3. Il ressort du rapport d'expertise du 27 février 2015 que le plan de site reconstitué par le sapiteur à partir d'un plan de morcellement de 1942 inclut la falaise dans la propriété de M. et Mme B...et que ceux-ci n'ont apporté aucun élément de nature à remettre en cause ces documents. Ainsi, à la date à laquelle Mme A...a demandé l'abrogation de l'article 2 de l'arrêté du 10 février 2010 mettant à sa charge les travaux de confortement de la falaise, le maire de Villennes-sur-Seine avait connaissance de nouveaux éléments figurant dans le rapport d'expertise et laissant à penser que la falaise n'appartenait pas à MmeA.... Dans ces conditions, en l'absence d'autres éléments contraires en sa possession et sans qu'il y ait lieu d'attendre que le juge judiciaire se soit prononcé sur la propriété de cette falaise, le maire était tenu d'abroger l'article 2 de son arrêté du 10 février 2010 imposant à Mme A...de réaliser toutes mesures conservatoires pour sécuriser la falaise.

4. Il résulte de ce qui précède que, sans qu'il soit besoin d'examiner l'autre moyen dirigé contre ce refus implicite, Mme A...est fondée à soutenir que c'est à tort que, par le jugement attaqué, le Tribunal administratif de Versailles a rejeté sa demande tendant à l'annulation du refus implicite du maire de Villennes-sur-Seine d'abroger l'article 2 de l'arrêté du 10 février 2010.

Sur le refus implicite du maire de Villennes-sur-Seine de prendre un arrêté prescrivant les travaux de sécurisation de la falaise :

5. Mme A...soutient qu'eu égard au risque d'éboulement de la falaise, le maire de Villennes-sur-Seine était tenu, sans attendre l'issue des procédures devant le juge judiciaire, de prescrire des travaux de sécurisation du site.

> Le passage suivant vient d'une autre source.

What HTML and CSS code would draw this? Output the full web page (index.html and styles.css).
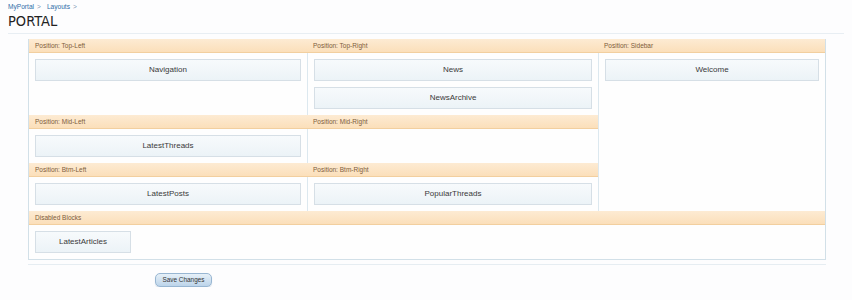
FILE: index.html
```html
<!DOCTYPE html>
<html lang="en">
<head>
<meta charset="utf-8">
<title>Portal Layout</title>
<link rel="stylesheet" href="styles.css">
</head>
<body>
<div class="page">
  <div class="breadcrumb"><a href="#">MyPortal</a><span class="sep">&gt;</span><a href="#">Layouts</a><span class="sep">&gt;</span></div>
  <h1 class="title">PORTAL</h1>
  <div class="layout">
    <section class="cell c1">
      <div class="head">Position: Top-Left</div>
      <div class="body"><div class="block">Navigation</div></div>
    </section>
    <section class="cell c2">
      <div class="head">Position: Top-Right</div>
      <div class="body"><div class="block">News</div><div class="block">NewsArchive</div></div>
    </section>
    <section class="cell c3 sidebar">
      <div class="head">Position: Sidebar</div>
      <div class="body"><div class="block">Welcome</div></div>
    </section>
    <section class="cell c1">
      <div class="head">Position: Mid-Left</div>
      <div class="body"><div class="block">LatestThreads</div></div>
    </section>
    <section class="cell c2">
      <div class="head">Position: Mid-Right</div>
      <div class="body"></div>
    </section>
    <section class="cell c1">
      <div class="head">Position: Btm-Left</div>
      <div class="body"><div class="block">LatestPosts</div></div>
    </section>
    <section class="cell c2">
      <div class="head">Position: Btm-Right</div>
      <div class="body"><div class="block">PopularThreads</div></div>
    </section>
    <section class="cell disabled">
      <div class="head">Disabled Blocks</div>
      <div class="body"><div class="block small">LatestArticles</div></div>
    </section>
  </div>
  <div class="submit-row">
    <button class="btn" type="button">Save Changes</button>
  </div>
</div>
</body>
</html>
```
FILE: styles.css
```css
* { box-sizing: border-box; }
html, body { margin: 0; padding: 0; background: #fdfdfe; }
body { font-family: "Liberation Sans", Arial, sans-serif; color: #333; }
.page { padding: 0 8px; width: 852px; }
.breadcrumb { font-size: 6.6px; line-height: 9px; padding-top: 2px; height: 11px; }
.breadcrumb a { color: #2f6ea8; text-decoration: none; }
.breadcrumb .sep { color: #7d98b3; margin: 0 6px 0 3px; }
.title {
  font-family: "Liberation Sans Narrow", "DejaVu Sans Condensed", "Liberation Sans", sans-serif;
  font-size: 14.5px; font-weight: normal; color: #222; line-height: 16px;
  margin: 0; padding: 2px 0 4px; border-bottom: 1px solid #e8eef3;
}
.layout {
  display: grid;
  grid-template-columns: 278px 291px 227px;
  width: 798px;
  margin: 5px 0 0 20px;
  border: 1px solid #d2e0e8;
  border-top: none;
}
.cell { display: flex; flex-direction: column; }
.c1 { grid-column: 1; }
.c2 { grid-column: 2; }
.c3 { grid-column: 3; }
.sidebar { grid-row: 1 / span 3; }
.disabled { grid-column: 1 / span 3; }
.head {
  height: 14px;
  background: linear-gradient(#fdebd3, #fbdfba);
  border-bottom: 1px solid #f2cf9f;
  color: #7d5c3b;
  font-size: 6.5px;
  line-height: 13px;
  padding-left: 6px;
}
.body {
  flex: 1;
  display: flex; flex-direction: column; gap: 6px;
  padding: 6px;
  min-height: 34px;
  background: #fefefe;
}
.c2 .body, .c3 .body { border-left: 1px solid #dce8ef; }
.block {
  height: 22px;
  border: 1px solid #d6dfe6;
  background: linear-gradient(#f7fafc, #ecf3f7);
  color: #3a3a3a;
  font-size: 8px;
  text-align: center;
  line-height: 20px;
}
.block.small { width: 96px; }
.submit-row {
  width: 798px;
  margin: 4px 0 0 20px;
  border-top: 1px solid #e6edf2;
  padding: 3px 0 0 127px;
}
.btn {
  width: 57px; height: 14px;
  padding: 0;
  border: 1px solid #98b6d2;
  border-radius: 5px;
  background: linear-gradient(#e6f0f8, #bcd4ea);
  font-family: "Liberation Sans Narrow", "Liberation Sans", sans-serif;
  font-size: 6.4px;
  color: #333;
  line-height: 12px;
  box-shadow: 0 1px 1px rgba(120,150,180,0.3);
}
```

6. L'exécution des mesures de sûreté sur des propriétés privées peut être ordonnée par le maire sur le fondement des pouvoirs que lui confère l'article 2212-4 du code général des collectivités territoriales en cas d'existence d'un danger grave persistant.

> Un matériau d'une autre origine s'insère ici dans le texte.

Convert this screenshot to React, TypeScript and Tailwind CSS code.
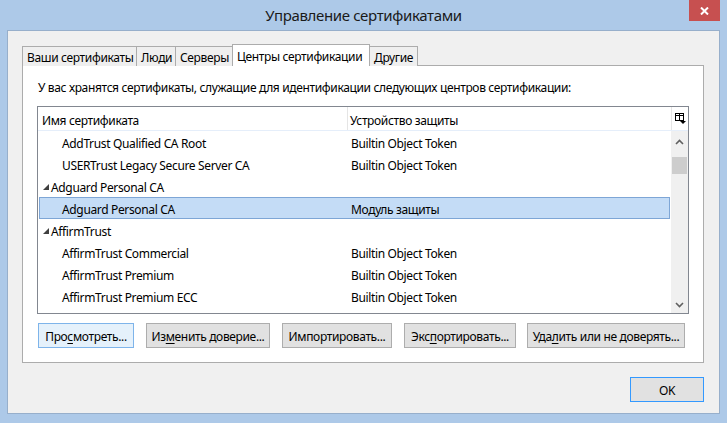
import React from 'react';

const rows = [
  { name: 'AddTrust Qualified CA Root', token: 'Builtin Object Token', level: 1 },
  { name: 'USERTrust Legacy Secure Server CA', token: 'Builtin Object Token', level: 1 },
  { name: 'Adguard Personal CA', token: '', level: 0 },
  { name: 'Adguard Personal CA', token: 'Модуль защиты', level: 1, selected: true },
  { name: 'AffirmTrust', token: '', level: 0 },
  { name: 'AffirmTrust Commercial', token: 'Builtin Object Token', level: 1 },
  { name: 'AffirmTrust Premium', token: 'Builtin Object Token', level: 1 },
  { name: 'AffirmTrust Premium ECC', token: 'Builtin Object Token', level: 1 },
];

const tabs = [
  { label: 'Ваши сертификаты', w: 'w-[115px]' },
  { label: 'Люди', w: 'w-[40px]' },
  { label: 'Серверы', w: 'w-[58px]' },
  { label: 'Центры сертификации', w: 'w-[138px]', active: true },
  { label: 'Другие', w: 'w-[49px]' },
];

const ColumnPickerIcon = () => (
  <svg width="11" height="11" viewBox="0 0 11 11">
    <rect x="0.5" y="0.5" width="8" height="7" fill="none" stroke="#000" />
    <line x1="0.5" y1="2.5" x2="8.5" y2="2.5" stroke="#000" />
    <line x1="4.5" y1="0.5" x2="4.5" y2="7.5" stroke="#000" />
    <path d="M5 8 L11 8 L8 11 Z" fill="#000" />
  </svg>
);

const Chevron = ({ up }: { up?: boolean }) => (
  <svg width="9" height="6" viewBox="0 0 9 6">
    <path
      d={up ? 'M1 5 L4.5 1.5 L8 5' : 'M1 1 L4.5 4.5 L8 1'}
      fill="none"
      stroke="#606060"
      strokeWidth="1.6"
    />
  </svg>
);

const Btn = ({ children, w, focused }: { children: React.ReactNode; w: string; focused?: boolean }) => (
  <div
    className={`${w} h-[25px] pt-[2px] flex items-center justify-center border text-[12px] tracking-[-0.35px] text-black ${
      focused ? 'bg-[#e5f1fb] border-[#7eb4ea]' : 'bg-[#e1e1e1] border-[#adadad]'
    }`}
  >
    {children}
  </div>
);

export default function App() {
  return (
    <div
      className="w-[727px] h-[423px] bg-[#adc9e8] flex flex-col overflow-hidden"
      style={{ fontFamily: '"Noto Sans", "Open Sans", sans-serif' }}
    >
      {/* Title bar */}
      <div className="relative h-[30px] shrink-0 flex items-center justify-center pt-[1px]">
        <span className="text-[15px] text-[#1a1a1a] tracking-[-0.35px]">Управление сертификатами</span>
        <div className="absolute right-[7px] top-0 w-[31px] h-[21px] bg-[#c75050] flex items-center justify-center">
          <svg width="9" height="8" viewBox="0 0 9 8">
            <path d="M1 0.5 L8 7.5 M8 0.5 L1 7.5" stroke="#fff" strokeWidth="2" />
          </svg>
        </div>
      </div>

      {/* Client area */}
      <div className="mx-[7px] h-[384px] border border-[#97afcb] bg-[#f0f0f0] flex flex-col pl-[14px] pr-[15px] pt-[13px] text-[12px] tracking-[-0.35px]">
        {/* Tabs */}
        <div className="flex items-end h-[22px] relative z-10">
          {tabs.map((t, i) =>
            t.active ? (
              <div
                key={i}
                className={`${t.w} h-[22px] -ml-px bg-white border border-b-0 border-[#acacac] pl-[4px] pt-[3px] text-black whitespace-nowrap`}
              >
                {t.label}
              </div>
            ) : (
              <div
                key={i}
                className={`${t.w} h-[20px] ${i === 0 ? '' : '-ml-px'} bg-[#efefef] border border-b-0 border-[#acacac] pl-[4px] pt-[1px] text-black whitespace-nowrap leading-[19px]`}
              >
                {t.label}
              </div>
            )
          )}
        </div>

        {/* Panel */}
        <div className="-mt-px h-[298px] bg-white border border-[#acacac] flex flex-col px-[14px]">
          <div className="h-[40px] pt-[4px] flex items-center pl-px text-black whitespace-nowrap">
            У вас хранятся сертификаты, служащие для идентификации следующих центров сертификации:
          </div>

          {/* Table */}
          <div className="h-[208px] border border-[#828790] flex flex-col">
            <div className="h-[24px] shrink-0 flex border-b border-[#e5eefa] text-black">
              <div className="w-[310px] flex items-center pl-[4px] pt-[4px] border-r border-[#e5e5e5]">Имя сертификата</div>
              <div className="flex-1 flex items-center pl-[2px] pt-[4px]">Устройство защиты</div>
              <div className="w-[17px] flex items-center justify-center border-l border-[#e5e5e5]">
                <ColumnPickerIcon />
              </div>
            </div>
            <div className="flex-1 flex min-h-0">
              <div className="flex-1 overflow-hidden">
                {rows.map((r, i) => (
                  <div
                    key={i}
                    className={`h-[22px] pt-[3px] flex items-center text-black whitespace-nowrap ${
                      r.selected ? 'bg-[#c4dcf6] border border-[#7ea6d6] mx-px' : 'mx-px border border-transparent'
                    }`}
                  >
                    <div className="w-[309px] flex items-center">
                      {r.level === 0 ? (
                        <>
                          <svg width="6" height="6" viewBox="0 0 6 6" className="ml-[3px] mr-[2px] -mt-[1px]">
                            <path d="M6 0 L6 6 L0 6 Z" fill="#404040" />
                          </svg>
                          <span>{r.name}</span>
                        </>
                      ) : (
                        <span className="pl-[22px]">{r.name}</span>
                      )}
                    </div>
                    <div className="pl-[2px]">{r.token}</div>
                  </div>
                ))}
              </div>
              {/* Scrollbar */}
              <div className="w-[17px] bg-[#f0f0f0] flex flex-col items-center">
                <div className="h-[22px] flex items-center justify-center">
                  <Chevron up />
                </div>
                <div className="mt-[4px] w-[15px] h-[17px] bg-[#cdcdcd]" />
                <div className="flex-1" />
                <div className="h-[17px] flex items-center justify-center">
                  <Chevron />
                </div>
              </div>
            </div>
          </div>

          {/* Buttons */}
          <div className="mt-[9px] flex pl-[1px]">
            <Btn w="w-[96px]" focused>
              Про<u className="underline-offset-2">с</u>мотреть...
            </Btn>
            <div className="w-[12px]" />
            <Btn w="w-[124px]">
              Из<u className="underline-offset-2">м</u>енить доверие...
            </Btn>
            <div className="w-[12px]" />
            <Btn w="w-[110px]">Импортировать...</Btn>
            <div className="w-[12px]" />
            <Btn w="w-[112px]">
              Экс<u className="underline-offset-2">п</u>ортировать...
            </Btn>
            <div className="w-[11px]" />
            <Btn w="w-[158px]">
              Уда<u className="underline-offset-2">л</u>ить или не доверять...
            </Btn>
          </div>
        </div>

        {/* OK */}
        <div className="mt-[14px] flex justify-end">
          <div className="w-[74px] h-[25px] pt-[2px] bg-[#e1e1e1] border border-[#3399ff] flex items-center justify-center text-black">
            OK
          </div>
        </div>
      </div>
    </div>
  );
}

7. Il ressort des pièces du dossier et notamment du rapport d'expertise que la falaise d'une hauteur de quinze mètres environ séparant les propriétés de Mme A...et de M. et Mme B... résulte de l'arrêt, en 1889, d'une carrière d'extraction de moellons de construction en calcaire. Des éboulements se sont produits en 2010 ayant conduit à l'édiction d'un arrêté de péril et à la mise en place de mesures de protection. Un nouvel éboulement a eu lieu en février 2013 dans l'angle constitué par la sente du Val Saint-Pierre. Ce même rapport relève que la poursuite des éboulements crée des vides menaçant la stabilité de la falaise. Il précise en outre que la falaise est constituée de bancs de calcaire présentant d'importantes fracturations, susceptibles, sous l'effet des conditions atmosphériques de se désolidariser et de chuter. Le rapport indique enfin qu'il " est urgent de sécuriser les lieux " et que " si les propriétaires des deux pavillons entendent pouvoir continuer à occuper les lieux, il est absolument nécessaire de les sécuriser ".

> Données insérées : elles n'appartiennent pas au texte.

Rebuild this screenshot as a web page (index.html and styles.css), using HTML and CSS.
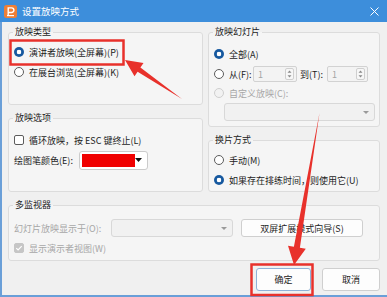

8. Il résulte de ce qui précède que le danger lié à l'effondrement de la falaise présentait, à la date à laquelle Mme A...a demandé au maire de Villennes-sur-Seine de prendre des mesures de protection, un caractère grave au sens des dispositions précitées de l'article L. 2212-4 du code général des collectivités territoriales. Le maire était dès lors tenu de faire usage des pouvoirs qu'il tient de cet article pour prendre toutes mesures de nature à mettre fin au danger. Par suite, Mme A...est fondée à soutenir que c'est à tort que, par le jugement attaqué, le Tribunal administratif de Versailles a rejeté sa demande tendant à l'annulation du rejet implicite de sa demande du 5 octobre 2015.

Sur les frais liés au litige :

9. Il y a lieu de faire application des dispositions de l'article L. 761-1 du code de justice administrative et de mettre à la charge de la commune de Villennes-sur-Seine une somme de 1 500 euros au titre des frais exposés par Mme A...et non compris dans les dépens. En revanche, ces dispositions font obstacle à ce que soit mise à la charge de MmeA..., qui n'est pas la partie perdante dans la présente instance, la somme que la commune de

Villennes-sur-Seine demande à ce titre.

DÉCIDE :

Article 1er : Le jugement du 30 mars 2017 du Tribunal administratif de Versailles est annulé.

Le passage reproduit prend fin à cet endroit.